E a capacidade de cooperação é este amor que viabiliza unir dia e noite, homem e mulher e tantos outros elementos distintos, mas amorosamente convergentes: com sabedoria, tudo converge ao equilíbrio (através do amor, sabedoria-mor).

Amar é viver plenamente tanto o dia quanto a noite, o nascimento quanto a morte, é viver a plenitude da possibilidade de cada momento - máximo dentro de cada limitação -, é viver na plenitude da graça divina o seu destino com toda sua vontade, pois amar é pleno.

Amar é estar aberto ao segundo seguinte, ao próximo ciclo, ao novo, ao outro, ao momento de renovação - sem se cansar do momento presente, vivendo-o plenamente.

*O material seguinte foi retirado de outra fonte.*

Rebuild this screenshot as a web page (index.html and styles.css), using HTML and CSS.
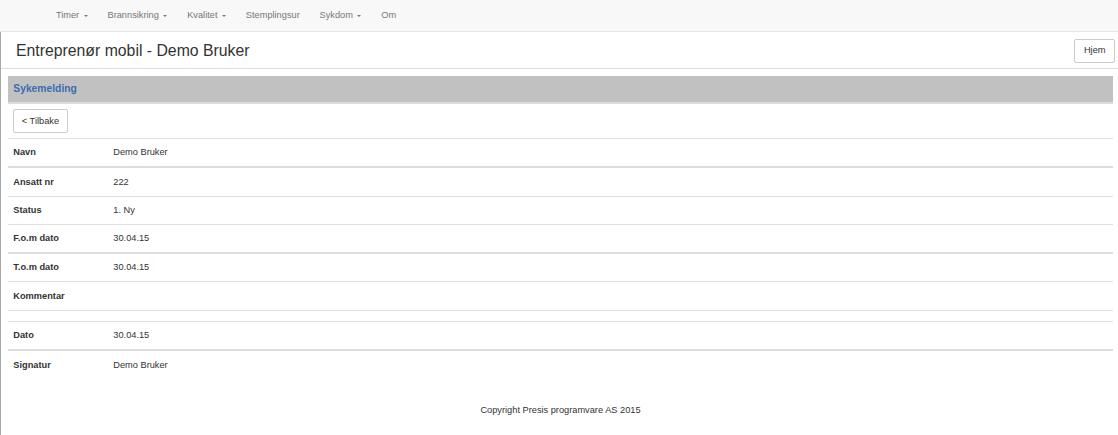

No Amor, a plenitude do Ser, pois quem ama não sente medo, não sente inveja, não sente nada além de boas vibrações e um sentimento de pertencimento a algo maior, pois o religare (reunião) foi (re)estabelecido com o Todo,

Amor - não isolamento

Amor é o religare que tira o Eu do isolamento e o une ao Todo em uma abertura sem preconceitos que une tudo e todos, respeitando as diferenças a partir da igualdade de existência e respeito à vida.

No Amor,

Amor - enzima catalisadora do Ser

Amor é a enzima catalisadora, o (quinto) elemento que nos falta para que a raça humana se torne a super-raça, o super-organismo individual-coletivo - tal qual uma colméia -, o Übermensch (super-homem nietzschiano) que transcenderá o 'eu quero' egóico inicialmente para o 'você tem que' submisso a dogmas até encontrar sua liberação no 'Eu quero' do Ser/Eu superior e pleno em um amoroso processo de metamorfose da superação e divinificação de nosso lado animalesco, tal qual Nietzsche nos via no estágio da evolução, apenas uma etapa entre o animal e o super-homem, belissimamente retratado no clássico 'Assim falou Zaratustra'.

Amor, enzima que criptonita alguma pode enfraquecer, que força alguma pode deter.